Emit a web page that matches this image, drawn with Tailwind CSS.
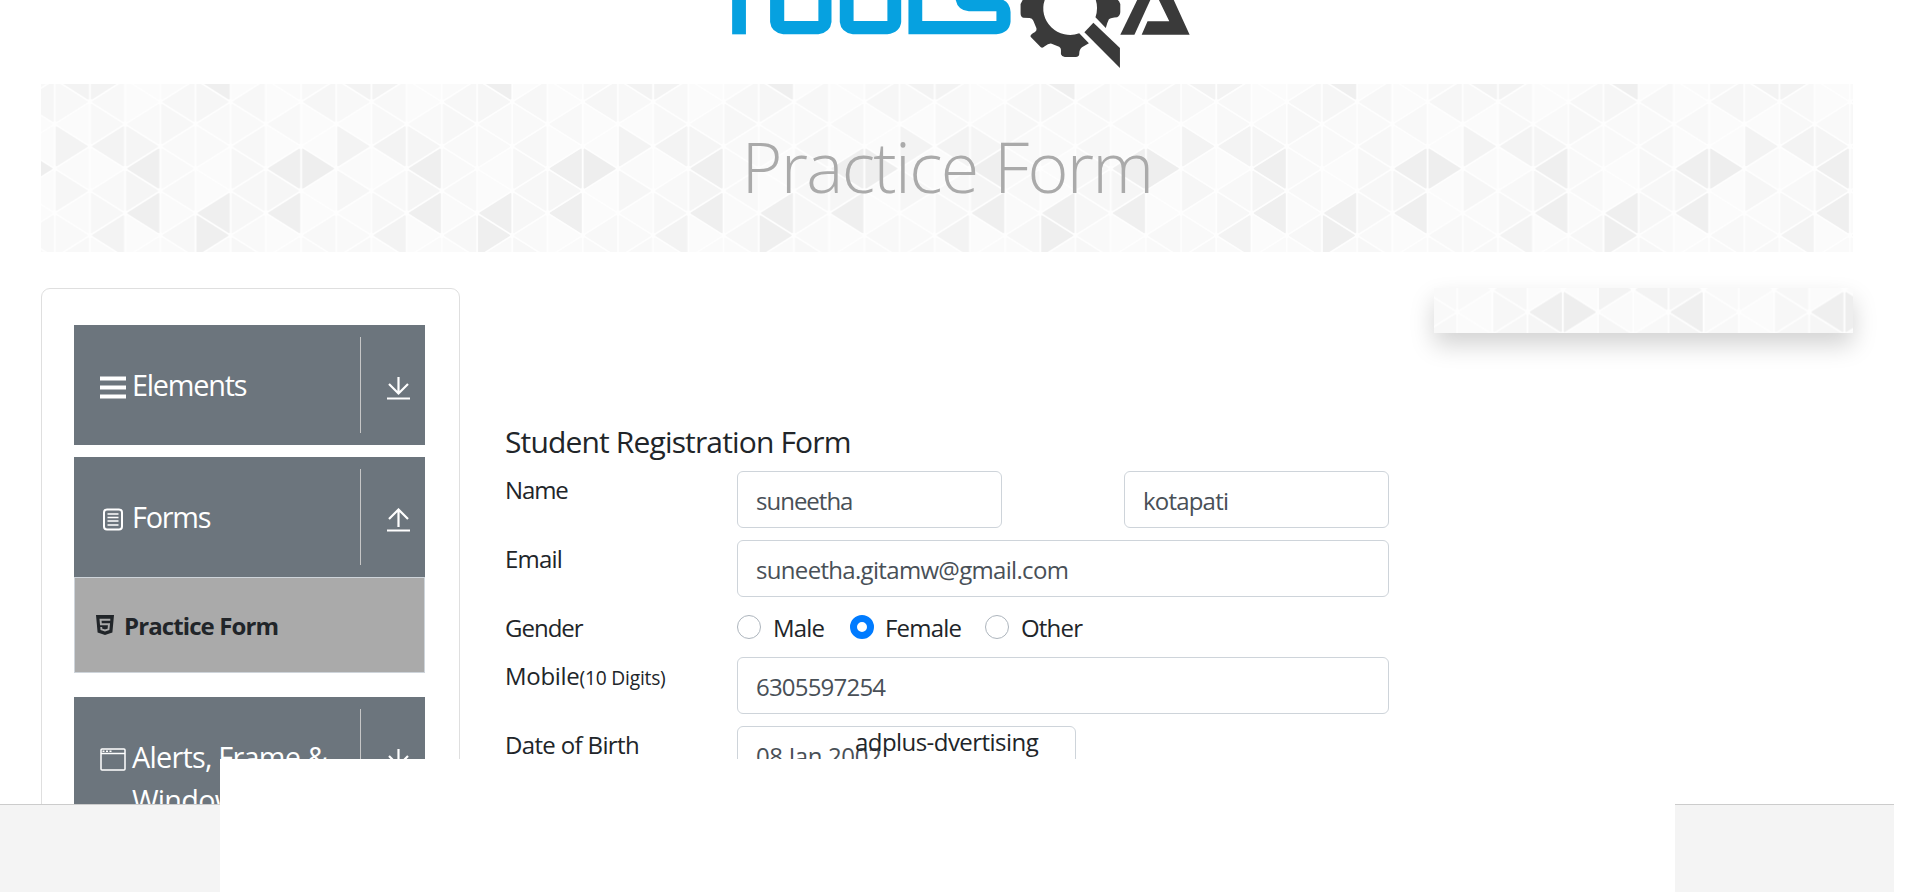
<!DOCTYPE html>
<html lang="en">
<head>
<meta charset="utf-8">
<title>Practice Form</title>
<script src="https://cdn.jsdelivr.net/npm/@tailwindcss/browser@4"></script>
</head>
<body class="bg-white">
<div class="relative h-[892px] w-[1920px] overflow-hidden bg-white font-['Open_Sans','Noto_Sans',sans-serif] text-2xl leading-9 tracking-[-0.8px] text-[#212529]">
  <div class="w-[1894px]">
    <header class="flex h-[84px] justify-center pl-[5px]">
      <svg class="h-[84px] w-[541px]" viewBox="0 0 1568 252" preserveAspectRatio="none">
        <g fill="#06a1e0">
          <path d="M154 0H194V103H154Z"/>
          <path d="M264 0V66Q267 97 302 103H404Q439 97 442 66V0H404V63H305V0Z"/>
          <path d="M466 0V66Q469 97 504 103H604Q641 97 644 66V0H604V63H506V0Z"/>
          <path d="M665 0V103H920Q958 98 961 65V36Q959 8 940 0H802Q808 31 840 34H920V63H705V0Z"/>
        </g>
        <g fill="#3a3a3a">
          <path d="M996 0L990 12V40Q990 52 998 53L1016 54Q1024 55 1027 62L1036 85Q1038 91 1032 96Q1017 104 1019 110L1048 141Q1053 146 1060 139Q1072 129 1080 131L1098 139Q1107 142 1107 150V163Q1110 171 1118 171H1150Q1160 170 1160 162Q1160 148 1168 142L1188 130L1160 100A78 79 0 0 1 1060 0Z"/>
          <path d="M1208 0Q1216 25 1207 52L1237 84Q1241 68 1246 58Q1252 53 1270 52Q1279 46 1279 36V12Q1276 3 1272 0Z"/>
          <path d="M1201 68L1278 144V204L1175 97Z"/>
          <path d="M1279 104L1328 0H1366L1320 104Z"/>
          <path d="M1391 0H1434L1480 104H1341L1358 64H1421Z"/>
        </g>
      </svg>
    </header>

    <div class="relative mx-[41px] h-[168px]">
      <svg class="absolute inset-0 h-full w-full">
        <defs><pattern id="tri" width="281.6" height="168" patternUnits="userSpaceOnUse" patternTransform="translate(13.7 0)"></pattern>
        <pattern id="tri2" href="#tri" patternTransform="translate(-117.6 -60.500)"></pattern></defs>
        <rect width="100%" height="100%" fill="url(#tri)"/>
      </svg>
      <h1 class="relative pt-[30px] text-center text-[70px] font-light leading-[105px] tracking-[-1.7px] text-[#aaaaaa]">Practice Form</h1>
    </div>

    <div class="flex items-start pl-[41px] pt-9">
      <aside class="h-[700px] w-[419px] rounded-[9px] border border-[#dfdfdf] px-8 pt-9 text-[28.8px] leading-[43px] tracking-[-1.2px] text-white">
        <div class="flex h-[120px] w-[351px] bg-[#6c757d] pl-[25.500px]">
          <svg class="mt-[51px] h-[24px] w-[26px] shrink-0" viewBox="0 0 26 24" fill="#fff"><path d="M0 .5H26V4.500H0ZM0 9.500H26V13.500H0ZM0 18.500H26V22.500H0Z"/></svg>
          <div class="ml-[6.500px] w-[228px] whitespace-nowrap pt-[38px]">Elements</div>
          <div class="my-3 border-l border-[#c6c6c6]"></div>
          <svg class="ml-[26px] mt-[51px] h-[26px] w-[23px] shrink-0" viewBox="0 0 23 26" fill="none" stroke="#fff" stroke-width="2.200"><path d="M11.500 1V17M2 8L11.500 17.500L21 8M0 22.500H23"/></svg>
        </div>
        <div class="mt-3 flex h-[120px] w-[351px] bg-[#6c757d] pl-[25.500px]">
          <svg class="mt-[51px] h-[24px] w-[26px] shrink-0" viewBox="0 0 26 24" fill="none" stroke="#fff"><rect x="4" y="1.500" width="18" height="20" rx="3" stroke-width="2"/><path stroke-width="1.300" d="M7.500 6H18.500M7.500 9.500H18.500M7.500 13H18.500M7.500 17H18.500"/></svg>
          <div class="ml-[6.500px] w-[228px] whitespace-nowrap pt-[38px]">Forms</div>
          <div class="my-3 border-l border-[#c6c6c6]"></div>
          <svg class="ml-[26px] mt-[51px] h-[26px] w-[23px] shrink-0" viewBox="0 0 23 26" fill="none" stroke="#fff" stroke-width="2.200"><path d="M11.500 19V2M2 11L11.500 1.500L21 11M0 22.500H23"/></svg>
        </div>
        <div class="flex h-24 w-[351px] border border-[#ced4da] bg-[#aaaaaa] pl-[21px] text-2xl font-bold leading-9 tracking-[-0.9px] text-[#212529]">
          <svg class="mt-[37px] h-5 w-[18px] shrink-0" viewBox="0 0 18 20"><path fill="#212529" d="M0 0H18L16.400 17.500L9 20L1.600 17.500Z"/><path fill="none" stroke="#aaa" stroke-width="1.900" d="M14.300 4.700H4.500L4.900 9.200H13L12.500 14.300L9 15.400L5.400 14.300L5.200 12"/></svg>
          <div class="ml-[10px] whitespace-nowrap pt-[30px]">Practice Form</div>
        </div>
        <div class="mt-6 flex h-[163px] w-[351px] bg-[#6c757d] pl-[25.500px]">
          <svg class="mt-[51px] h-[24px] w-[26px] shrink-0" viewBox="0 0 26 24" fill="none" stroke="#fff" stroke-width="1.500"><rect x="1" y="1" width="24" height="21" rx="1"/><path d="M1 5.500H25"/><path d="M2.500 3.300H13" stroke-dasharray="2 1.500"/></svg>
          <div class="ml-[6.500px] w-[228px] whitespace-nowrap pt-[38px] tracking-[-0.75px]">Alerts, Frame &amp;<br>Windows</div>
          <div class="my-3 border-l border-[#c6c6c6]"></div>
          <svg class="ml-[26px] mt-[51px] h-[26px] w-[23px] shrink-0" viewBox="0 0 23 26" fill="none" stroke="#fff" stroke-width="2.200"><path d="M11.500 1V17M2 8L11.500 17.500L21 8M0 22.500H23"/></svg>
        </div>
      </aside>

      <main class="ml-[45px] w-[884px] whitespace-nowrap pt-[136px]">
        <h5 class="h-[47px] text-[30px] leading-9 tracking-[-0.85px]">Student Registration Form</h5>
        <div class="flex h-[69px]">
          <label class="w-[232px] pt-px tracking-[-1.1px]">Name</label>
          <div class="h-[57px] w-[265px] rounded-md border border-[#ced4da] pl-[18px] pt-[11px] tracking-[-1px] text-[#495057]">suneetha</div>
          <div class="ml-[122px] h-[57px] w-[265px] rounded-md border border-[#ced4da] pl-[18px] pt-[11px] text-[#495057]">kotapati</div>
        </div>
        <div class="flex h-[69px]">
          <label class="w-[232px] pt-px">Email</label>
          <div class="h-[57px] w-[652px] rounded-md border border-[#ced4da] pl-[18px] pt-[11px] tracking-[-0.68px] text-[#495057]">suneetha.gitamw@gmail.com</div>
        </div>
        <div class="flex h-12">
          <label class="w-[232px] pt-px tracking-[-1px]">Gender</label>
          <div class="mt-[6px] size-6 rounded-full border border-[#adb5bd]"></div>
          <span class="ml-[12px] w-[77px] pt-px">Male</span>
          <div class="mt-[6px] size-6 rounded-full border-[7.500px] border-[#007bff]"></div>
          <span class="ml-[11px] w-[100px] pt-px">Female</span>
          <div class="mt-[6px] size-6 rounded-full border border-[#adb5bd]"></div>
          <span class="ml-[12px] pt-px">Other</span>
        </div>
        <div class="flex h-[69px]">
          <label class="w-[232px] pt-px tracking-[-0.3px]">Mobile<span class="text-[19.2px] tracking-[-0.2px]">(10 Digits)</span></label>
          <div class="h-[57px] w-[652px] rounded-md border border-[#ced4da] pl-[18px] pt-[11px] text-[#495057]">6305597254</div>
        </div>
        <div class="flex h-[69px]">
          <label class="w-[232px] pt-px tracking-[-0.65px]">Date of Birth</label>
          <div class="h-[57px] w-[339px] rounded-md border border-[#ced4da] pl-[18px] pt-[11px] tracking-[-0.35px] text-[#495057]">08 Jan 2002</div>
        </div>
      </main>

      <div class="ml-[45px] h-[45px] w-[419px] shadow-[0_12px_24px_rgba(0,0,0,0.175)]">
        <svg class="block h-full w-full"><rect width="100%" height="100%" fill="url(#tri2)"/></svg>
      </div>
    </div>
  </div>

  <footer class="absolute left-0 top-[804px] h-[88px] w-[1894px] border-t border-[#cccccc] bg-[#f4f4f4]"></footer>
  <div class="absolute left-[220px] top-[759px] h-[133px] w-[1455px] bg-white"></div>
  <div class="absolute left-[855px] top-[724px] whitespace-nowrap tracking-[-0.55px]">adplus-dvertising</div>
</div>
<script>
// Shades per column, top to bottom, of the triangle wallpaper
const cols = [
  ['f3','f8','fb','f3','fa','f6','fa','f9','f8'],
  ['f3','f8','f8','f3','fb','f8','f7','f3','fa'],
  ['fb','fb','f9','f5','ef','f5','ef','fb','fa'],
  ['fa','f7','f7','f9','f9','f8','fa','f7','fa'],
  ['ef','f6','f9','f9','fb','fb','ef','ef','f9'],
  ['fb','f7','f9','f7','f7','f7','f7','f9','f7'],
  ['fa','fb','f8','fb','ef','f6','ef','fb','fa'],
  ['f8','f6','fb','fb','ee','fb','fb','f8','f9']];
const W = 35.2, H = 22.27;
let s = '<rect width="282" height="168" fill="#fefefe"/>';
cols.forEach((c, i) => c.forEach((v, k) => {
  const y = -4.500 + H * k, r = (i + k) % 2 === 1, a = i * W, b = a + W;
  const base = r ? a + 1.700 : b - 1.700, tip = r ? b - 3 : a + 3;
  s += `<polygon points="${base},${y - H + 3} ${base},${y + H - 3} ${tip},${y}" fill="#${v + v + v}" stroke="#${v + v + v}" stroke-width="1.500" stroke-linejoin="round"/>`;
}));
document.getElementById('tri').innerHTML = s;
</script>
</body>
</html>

★ ★ ★ ★ ★

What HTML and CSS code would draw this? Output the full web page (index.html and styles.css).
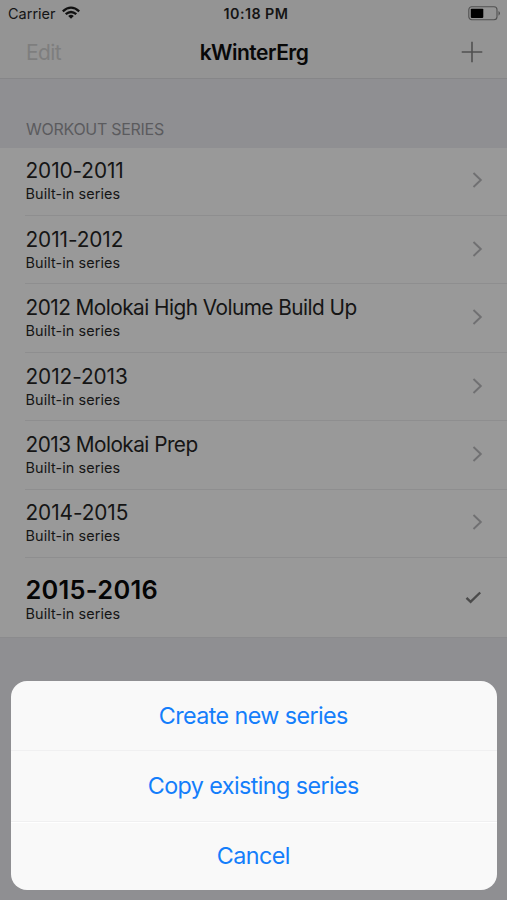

★ ★ ★ ★ ★

List every line above that holds the word "full".

      <svg class="absolute inset-0 h-full w-full">
          <div class="mt-[6px] size-6 rounded-full border border-[#adb5bd]"></div>
          <div class="mt-[6px] size-6 rounded-full border-[7.500px] border-[#007bff]"></div>
          <div class="mt-[6px] size-6 rounded-full border border-[#adb5bd]"></div>
        <svg class="block h-full w-full"><rect width="100%" height="100%" fill="url(#tri2)"/></svg>
What HTML and CSS code would draw this? Output the full web page (index.html and styles.css).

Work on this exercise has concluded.